-- start of Given material --

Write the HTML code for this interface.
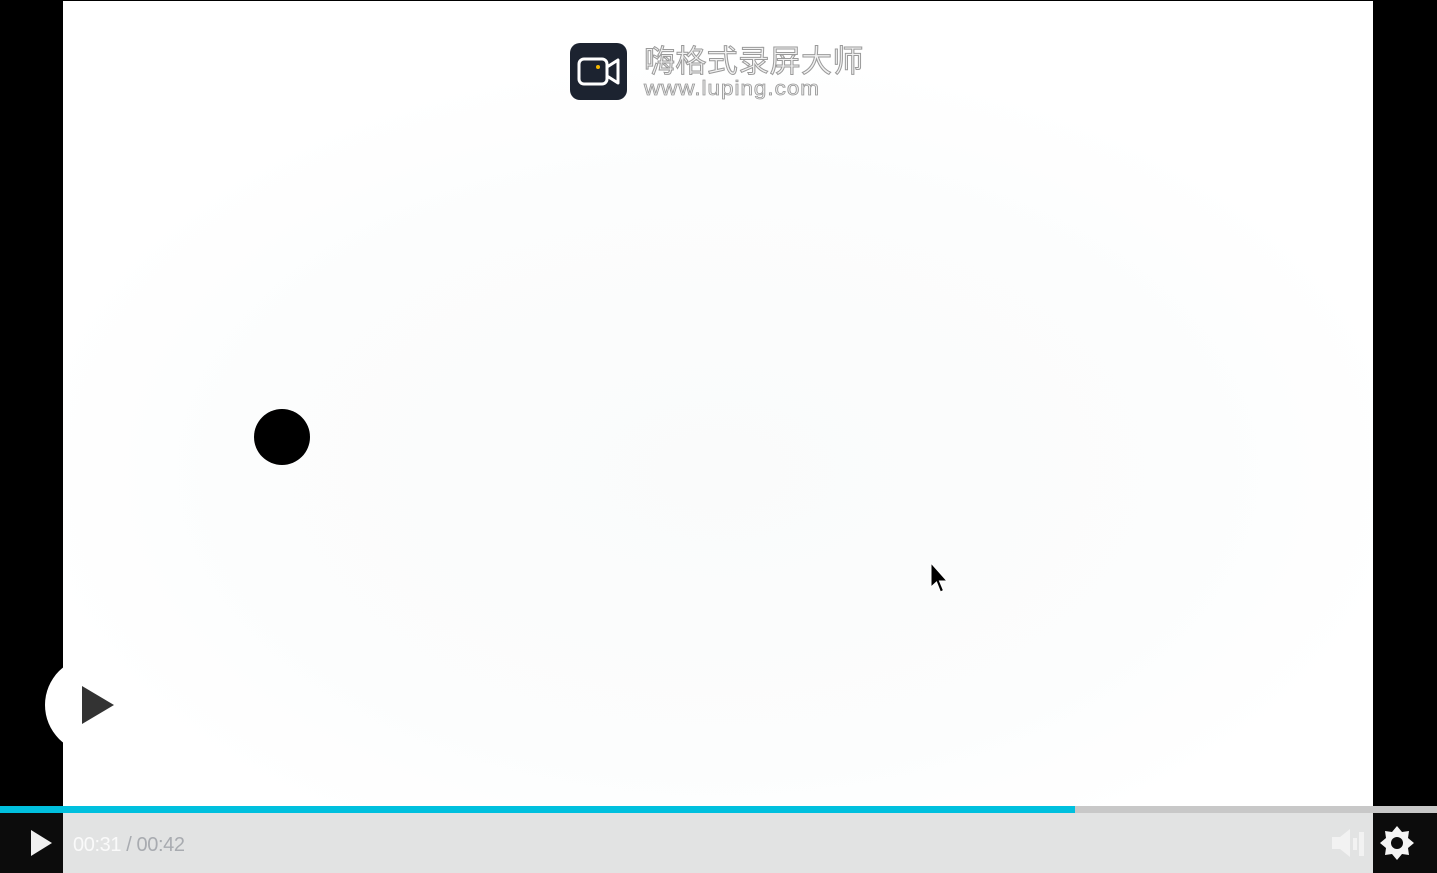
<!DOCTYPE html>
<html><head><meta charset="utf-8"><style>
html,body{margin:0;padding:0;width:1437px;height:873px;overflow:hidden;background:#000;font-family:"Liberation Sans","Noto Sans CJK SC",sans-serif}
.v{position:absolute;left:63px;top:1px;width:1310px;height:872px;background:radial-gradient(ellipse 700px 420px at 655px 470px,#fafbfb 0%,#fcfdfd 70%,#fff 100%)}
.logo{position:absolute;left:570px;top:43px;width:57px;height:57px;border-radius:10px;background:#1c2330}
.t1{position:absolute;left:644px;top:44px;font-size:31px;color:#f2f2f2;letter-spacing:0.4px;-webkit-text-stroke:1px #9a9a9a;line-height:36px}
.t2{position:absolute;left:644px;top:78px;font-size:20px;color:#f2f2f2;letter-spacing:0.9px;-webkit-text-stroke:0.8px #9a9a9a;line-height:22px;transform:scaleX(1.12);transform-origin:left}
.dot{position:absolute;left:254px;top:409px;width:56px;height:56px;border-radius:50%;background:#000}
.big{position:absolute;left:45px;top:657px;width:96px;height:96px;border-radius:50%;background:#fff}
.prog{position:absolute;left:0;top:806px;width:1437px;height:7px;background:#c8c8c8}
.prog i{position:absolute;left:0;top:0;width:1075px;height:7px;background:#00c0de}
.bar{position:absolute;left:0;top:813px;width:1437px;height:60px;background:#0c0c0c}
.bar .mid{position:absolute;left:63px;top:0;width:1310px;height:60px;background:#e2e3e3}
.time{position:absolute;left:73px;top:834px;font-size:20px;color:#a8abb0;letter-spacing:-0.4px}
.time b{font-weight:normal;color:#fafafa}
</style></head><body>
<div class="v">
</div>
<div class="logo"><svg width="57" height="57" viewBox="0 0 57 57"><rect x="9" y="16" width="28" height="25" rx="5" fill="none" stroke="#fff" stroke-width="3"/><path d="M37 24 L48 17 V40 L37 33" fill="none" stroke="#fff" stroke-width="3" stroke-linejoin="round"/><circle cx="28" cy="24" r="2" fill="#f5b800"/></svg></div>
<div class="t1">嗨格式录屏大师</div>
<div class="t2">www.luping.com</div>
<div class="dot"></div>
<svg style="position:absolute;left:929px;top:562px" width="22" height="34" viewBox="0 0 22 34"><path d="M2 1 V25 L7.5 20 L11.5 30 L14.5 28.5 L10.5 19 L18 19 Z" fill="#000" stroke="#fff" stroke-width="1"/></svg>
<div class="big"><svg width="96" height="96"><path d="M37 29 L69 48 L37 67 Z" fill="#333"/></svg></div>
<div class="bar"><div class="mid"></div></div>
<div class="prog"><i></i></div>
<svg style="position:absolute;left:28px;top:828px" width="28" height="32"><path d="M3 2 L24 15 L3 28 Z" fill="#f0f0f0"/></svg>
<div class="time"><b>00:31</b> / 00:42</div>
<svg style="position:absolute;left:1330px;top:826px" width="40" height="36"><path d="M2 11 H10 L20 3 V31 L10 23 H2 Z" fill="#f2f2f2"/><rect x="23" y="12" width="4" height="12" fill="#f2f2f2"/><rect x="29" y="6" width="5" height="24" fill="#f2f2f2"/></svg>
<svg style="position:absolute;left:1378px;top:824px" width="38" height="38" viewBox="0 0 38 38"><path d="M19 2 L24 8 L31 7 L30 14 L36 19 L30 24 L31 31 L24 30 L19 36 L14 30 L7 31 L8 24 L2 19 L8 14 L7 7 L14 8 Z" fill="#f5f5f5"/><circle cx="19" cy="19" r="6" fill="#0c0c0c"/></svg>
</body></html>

-- end of Given material --

- Brief
Retype everything in the material word for word, minus pictures.

- Written response
Write the HTML code for this interface.
<!DOCTYPE html>
<html><head><meta charset="utf-8"><style>
html,body{margin:0;padding:0;width:1437px;height:873px;overflow:hidden;background:#000;font-family:"Liberation Sans","Noto Sans CJK SC",sans-serif}
.v{position:absolute;left:63px;top:1px;width:1310px;height:872px;background:radial-gradient(ellipse 700px 420px at 655px 470px,#fafbfb 0%,#fcfdfd 70%,#fff 100%)}
.logo{position:absolute;left:570px;top:43px;width:57px;height:57px;border-radius:10px;background:#1c2330}
.t1{position:absolute;left:644px;top:44px;font-size:31px;color:#f2f2f2;letter-spacing:0.4px;-webkit-text-stroke:1px #9a9a9a;line-height:36px}
.t2{position:absolute;left:644px;top:78px;font-size:20px;color:#f2f2f2;letter-spacing:0.9px;-webkit-text-stroke:0.8px #9a9a9a;line-height:22px;transform:scaleX(1.12);transform-origin:left}
.dot{position:absolute;left:254px;top:409px;width:56px;height:56px;border-radius:50%;background:#000}
.big{position:absolute;left:45px;top:657px;width:96px;height:96px;border-radius:50%;background:#fff}
.prog{position:absolute;left:0;top:806px;width:1437px;height:7px;background:#c8c8c8}
.prog i{position:absolute;left:0;top:0;width:1075px;height:7px;background:#00c0de}
.bar{position:absolute;left:0;top:813px;width:1437px;height:60px;background:#0c0c0c}
.bar .mid{position:absolute;left:63px;top:0;width:1310px;height:60px;background:#e2e3e3}
.time{position:absolute;left:73px;top:834px;font-size:20px;color:#a8abb0;letter-spacing:-0.4px}
.time b{font-weight:normal;color:#fafafa}
</style></head><body>
<div class="v">
</div>
<div class="logo"><svg width="57" height="57" viewBox="0 0 57 57"><rect x="9" y="16" width="28" height="25" rx="5" fill="none" stroke="#fff" stroke-width="3"/><path d="M37 24 L48 17 V40 L37 33" fill="none" stroke="#fff" stroke-width="3" stroke-linejoin="round"/><circle cx="28" cy="24" r="2" fill="#f5b800"/></svg></div>
<div class="t1">嗨格式录屏大师</div>
<div class="t2">www.luping.com</div>
<div class="dot"></div>
<svg style="position:absolute;left:929px;top:562px" width="22" height="34" viewBox="0 0 22 34"><path d="M2 1 V25 L7.5 20 L11.5 30 L14.5 28.5 L10.5 19 L18 19 Z" fill="#000" stroke="#fff" stroke-width="1"/></svg>
<div class="big"><svg width="96" height="96"><path d="M37 29 L69 48 L37 67 Z" fill="#333"/></svg></div>
<div class="bar"><div class="mid"></div></div>
<div class="prog"><i></i></div>
<svg style="position:absolute;left:28px;top:828px" width="28" height="32"><path d="M3 2 L24 15 L3 28 Z" fill="#f0f0f0"/></svg>
<div class="time"><b>00:31</b> / 00:42</div>
<svg style="position:absolute;left:1330px;top:826px" width="40" height="36"><path d="M2 11 H10 L20 3 V31 L10 23 H2 Z" fill="#f2f2f2"/><rect x="23" y="12" width="4" height="12" fill="#f2f2f2"/><rect x="29" y="6" width="5" height="24" fill="#f2f2f2"/></svg>
<svg style="position:absolute;left:1378px;top:824px" width="38" height="38" viewBox="0 0 38 38"><path d="M19 2 L24 8 L31 7 L30 14 L36 19 L30 24 L31 31 L24 30 L19 36 L14 30 L7 31 L8 24 L2 19 L8 14 L7 7 L14 8 Z" fill="#f5f5f5"/><circle cx="19" cy="19" r="6" fill="#0c0c0c"/></svg>
</body></html>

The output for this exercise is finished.